> [Do this]: Print, word for word, every line from the beginning of the listing up to and including the line with "type MatchMode = 'all' | 'any'". Pictures are to be excluded.
— Begin Dataset excerpt —
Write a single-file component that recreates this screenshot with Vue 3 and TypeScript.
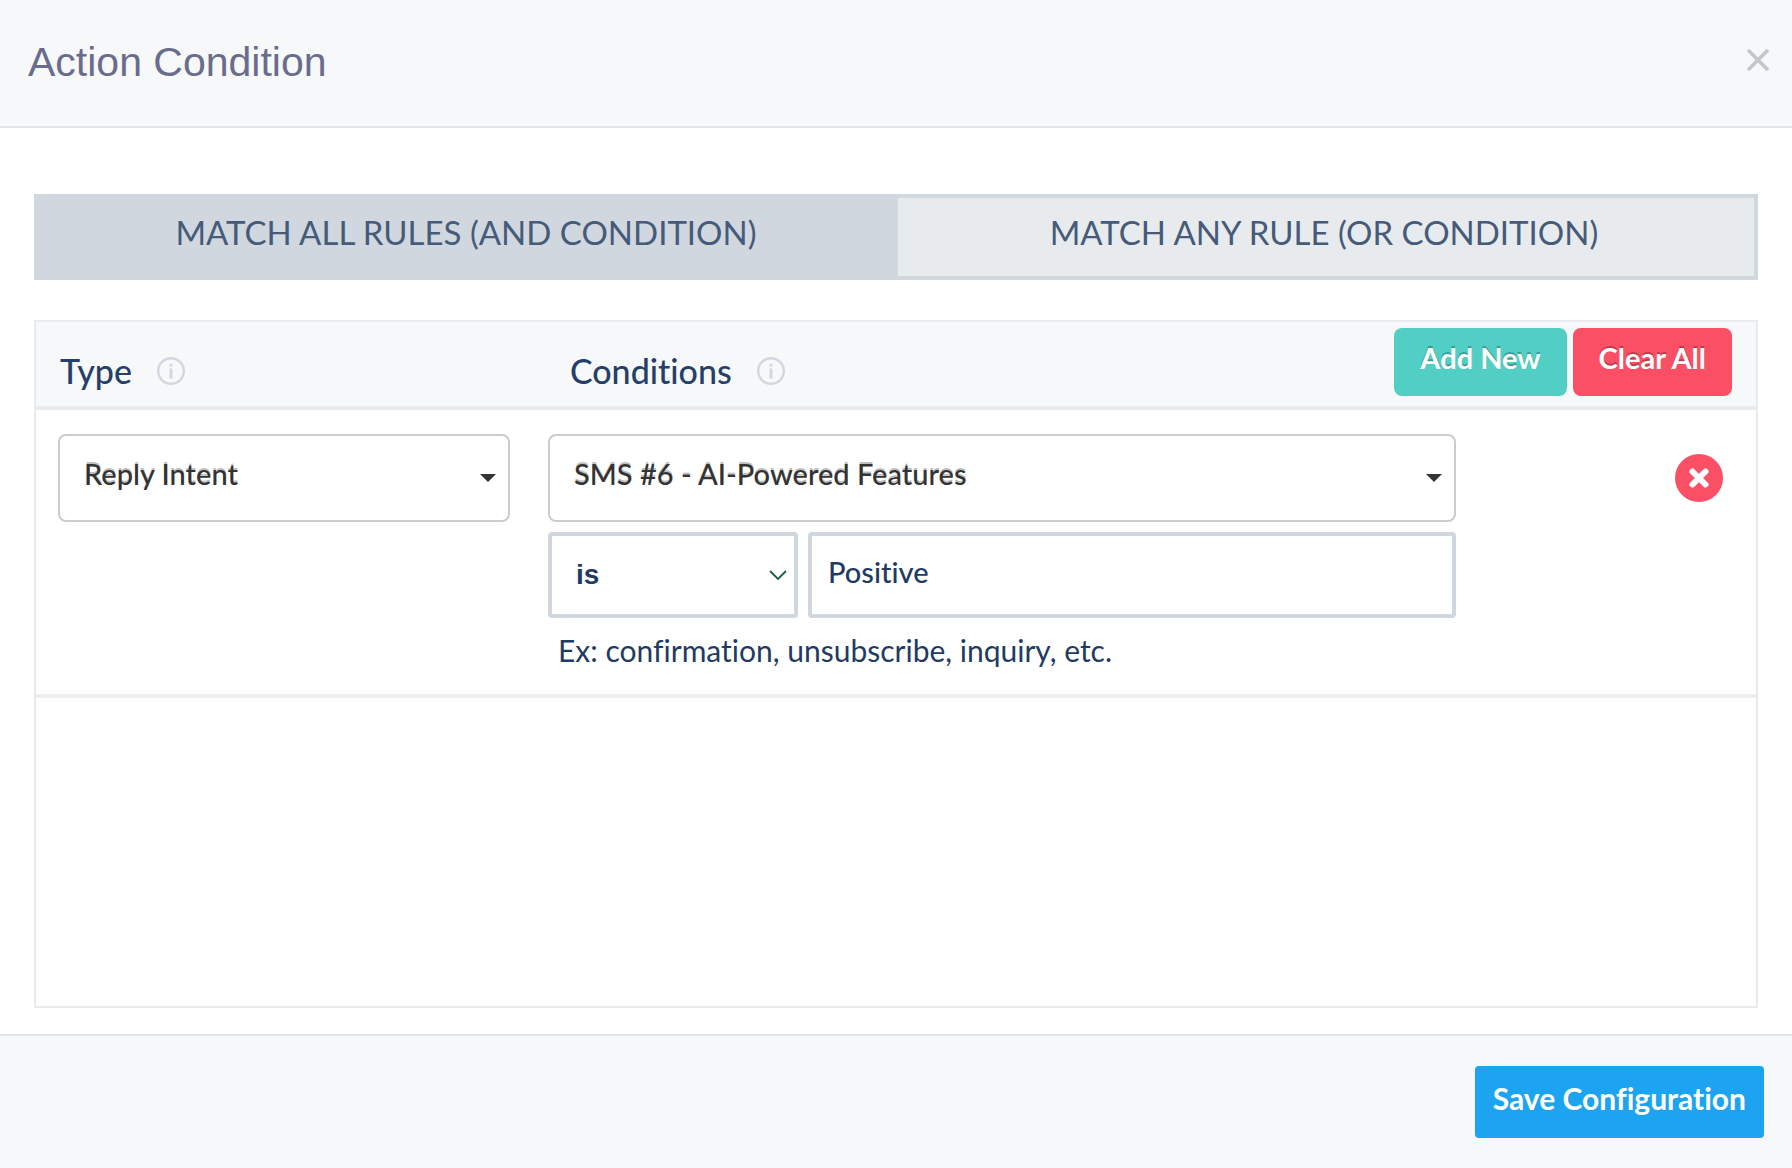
<script setup lang="ts">
import { ref } from 'vue'

type MatchMode = 'all' | 'any'

const matchMode = ref<MatchMode>('all')
const ruleType = ref('Reply Intent')
const message = ref('SMS #6 - AI-Powered Features')
const operator = ref('is')
const value = ref('Positive')

const modes: { id: MatchMode; label: string }[] = [
  { id: 'all', label: 'MATCH ALL RULES (AND CONDITION)' },
  { id: 'any', label: 'MATCH ANY RULE (OR CONDITION)' },
]
</script>

<template>
  <div class="dialog" role="dialog" aria-labelledby="dialog-title">
    <header class="dialog-header">
      <h1 id="dialog-title">Action Condition</h1>
      <button class="close" type="button" aria-label="Close">
        <svg width="24" height="24" viewBox="0 0 24 24" aria-hidden="true">
          <path d="M2 2 22 22M22 2 2 22" fill="none" stroke="#c4c6c9" stroke-width="3.6" />
        </svg>
      </button>
    </header>

    <main class="dialog-body">
      <div class="modes">
        <button
          v-for="mode in modes"
          :key="mode.id"
          type="button"
          class="mode"
          :class="{ active: matchMode === mode.id }"
          :aria-pressed="matchMode === mode.id"
          @click="matchMode = mode.id"
        >
          {{ mode.label }}
        </button>
      </div>

      <section class="rules">
        <div class="rules-header">
          <div class="heading heading-type">
            <span id="type-label">Type</span>
            <svg class="info" width="28" height="28" viewBox="0 0 28 28" aria-hidden="true">
              <circle cx="14" cy="14" r="12.8" fill="none" stroke="#d0d7df" stroke-width="2.4" />
              <path d="M14 11.5V21.5M14 7V9.6" stroke="#d0d7df" stroke-width="3" />
            </svg>
          </div>
          <div class="heading heading-conditions">
            <span id="conditions-label">Conditions</span>
            <svg class="info" width="28" height="28" viewBox="0 0 28 28" aria-hidden="true">
              <circle cx="14" cy="14" r="12.8" fill="none" stroke="#d0d7df" stroke-width="2.4" />
              <path d="M14 11.5V21.5M14 7V9.6" stroke="#d0d7df" stroke-width="3" />
            </svg>
          </div>
          <div class="actions">
            <button type="button" class="btn add">Add New</button>
            <button type="button" class="btn clear">Clear All</button>
          </div>
        </div>

        <div class="rule">
          <div class="picker">
            <select v-model="ruleType" aria-labelledby="type-label">
              <option>Reply Intent</option>
            </select>
            <svg class="caret" width="16" height="8" viewBox="0 0 16 8" aria-hidden="true">
              <path d="M0 0H16L8 8Z" fill="#333" />
            </svg>
          </div>

          <div class="conditions">
            <div class="picker">
              <select v-model="message" aria-labelledby="conditions-label">
                <option>SMS #6 - AI-Powered Features</option>
              </select>
              <svg class="caret" width="16" height="8" viewBox="0 0 16 8" aria-hidden="true">
                <path d="M0 0H16L8 8Z" fill="#333" />
              </svg>
            </div>
            <div class="comparison">
              <div class="operator">
                <select v-model="operator" aria-label="Operator">
                  <option>is</option>
                </select>
                <svg class="chevron" width="18" height="10" viewBox="0 0 18 10" aria-hidden="true">
                  <path d="M1 1 9 9 17 1" fill="none" stroke="#1d5a4c" stroke-width="1.8" />
                </svg>
              </div>
              <input v-model="value" type="text" aria-label="Value" aria-describedby="value-hint" />
            </div>
            <p id="value-hint" class="hint">Ex: confirmation, unsubscribe, inquiry, etc.</p>
          </div>

          <button type="button" class="remove" aria-label="Remove rule">
            <svg width="48" height="48" viewBox="0 0 48 48" aria-hidden="true">
              <circle cx="24" cy="24" r="24" fill="#fa4f64" />
              <path d="M17.5 17.5 30.5 30.5M30.5 17.5 17.5 30.5" stroke="#fff" stroke-width="6" stroke-linecap="round" />
            </svg>
          </button>
        </div>
      </section>
    </main>

    <footer class="dialog-footer">
      <button type="button" class="save">Save Configuration</button>
    </footer>
  </div>
</template>

<style>
body {
  margin: 0;
  background: #fff;
}
</style>

<style scoped>
.dialog,
.dialog * {
  box-sizing: border-box;
}

.dialog {
  display: flex;
  flex-direction: column;
  min-height: 100vh;
  font-family: Lato, "Liberation Sans", sans-serif;
  font-size: 29px;
  font-variant-ligatures: none;
  line-height: 36px;
  color: #253f68;
}

button,
select,
input {
  margin: 0;
  font: inherit;
  font-variant-ligatures: none;
  color: inherit;
}

button {
  padding: 0;
  border: 0;
  background: none;
  cursor: pointer;
}

.dialog-header {
  display: flex;
  justify-content: space-between;
  align-items: flex-start;
  padding: 38px 22px 40px 28px;
  border-bottom: 2px solid #e2e4e7;
  background: #f7f8fa;
}

h1 {
  margin: 0;
  font: 400 41px/48px "Liberation Sans", sans-serif;
  color: #6a6c8d;
}

.close {
  display: flex;
  padding-top: 10px;
}

.dialog-body {
  flex: 1;
  display: flex;
  flex-direction: column;
  gap: 40px;
  padding: 66px 34px 26px;
}

.modes {
  display: grid;
  grid-template-columns: 860fr 856fr;
  border: 4px solid #d0d7df;
}

.mode {
  padding: 14px 4px 24px 0;
  background: #e8ebee;
  font-size: 33px;
  line-height: 40px;
  color: #465b79;
}

.mode.active {
  background: #d0d7df;
}

.rules {
  flex: 1;
  border: 2px solid #e8ebee;
}

.rules-header {
  display: flex;
  align-items: flex-start;
  padding: 6px 24px 10px;
  border-bottom: 4px solid #e8ebee;
  background: #f7f8fa;
}

.heading {
  display: flex;
  align-items: center;
  gap: 25px;
  padding-top: 23px;
  font-size: 34px;
  line-height: 40px;
  font-weight: 500;
}

.heading-type {
  width: 30.5%;
}

.heading-conditions {
  flex: 1;
}

.actions {
  display: flex;
  gap: 6px;
}

.btn {
  padding: 12px 26px 20px;
  border-radius: 8px;
  font-weight: 700;
  color: #fff;
  text-shadow: 0 -2px 0 rgba(0, 0, 0, 0.25);
}

.add {
  background: #51cfc4;
}

.clear {
  background: #fa4f64;
}

.rule {
  display: grid;
  grid-template-columns: 452fr 908fr 238fr;
  column-gap: 38px;
  align-items: start;
  padding: 24px 24px 24px 22px;
  border-bottom: 4px solid #eee;
}

.picker,
.operator {
  display: grid;
  align-items: center;
}

.picker > *,
.operator > * {
  grid-area: 1 / 1;
}

.caret,
.chevron {
  justify-self: end;
  pointer-events: none;
}

.caret {
  margin-right: 14px;
}

.chevron {
  margin-right: 11px;
}

select {
  width: 100%;
  appearance: none;
  background: #fff;
}

.picker select {
  height: 88px;
  padding: 0 40px 8px 24px;
  border: 2px solid #ccc;
  border-radius: 8px;
  font-weight: 500;
  color: #333;
  text-shadow: 0 -2px 0 rgba(0, 0, 0, 0.25);
}

.conditions {
  display: flex;
  flex-direction: column;
  gap: 10px;
}

.comparison {
  display: grid;
  grid-template-columns: 250fr 648fr;
  gap: 10px;
}

.operator select,
input {
  height: 86px;
  border: 4px solid #d0d7df;
  border-radius: 4px;
  background: #fff;
  color: #1f3b64;
}

.operator select {
  padding: 0 40px 0 24px;
  font-family: "Liberation Sans", sans-serif;
  font-size: 28px;
  font-weight: 700;
}

input {
  width: 100%;
  padding: 0 16px 8px;
  font-weight: 500;
}

.hint {
  margin: 0;
  padding: 4px 10px 2px;
  font-size: 30px;
  color: #1f3b64;
}

.remove {
  display: flex;
  justify-self: end;
  margin: 20px 9px 0 0;
}

.dialog-footer {
  display: flex;
  justify-content: flex-end;
  padding: 30px 28px;
  border-top: 2px solid #e2e4e7;
  background: #f7f8fa;
}

.save {
  padding: 14px 18px 22px;
  border-radius: 4px;
  background: #1ca4f1;
  font-size: 30px;
  font-weight: 700;
  color: #fff;
}
</style>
— End Dataset excerpt —
> [Answer to the problem]:
Write a single-file component that recreates this screenshot with Vue 3 and TypeScript.
<script setup lang="ts">
import { ref } from 'vue'

type MatchMode = 'all' | 'any'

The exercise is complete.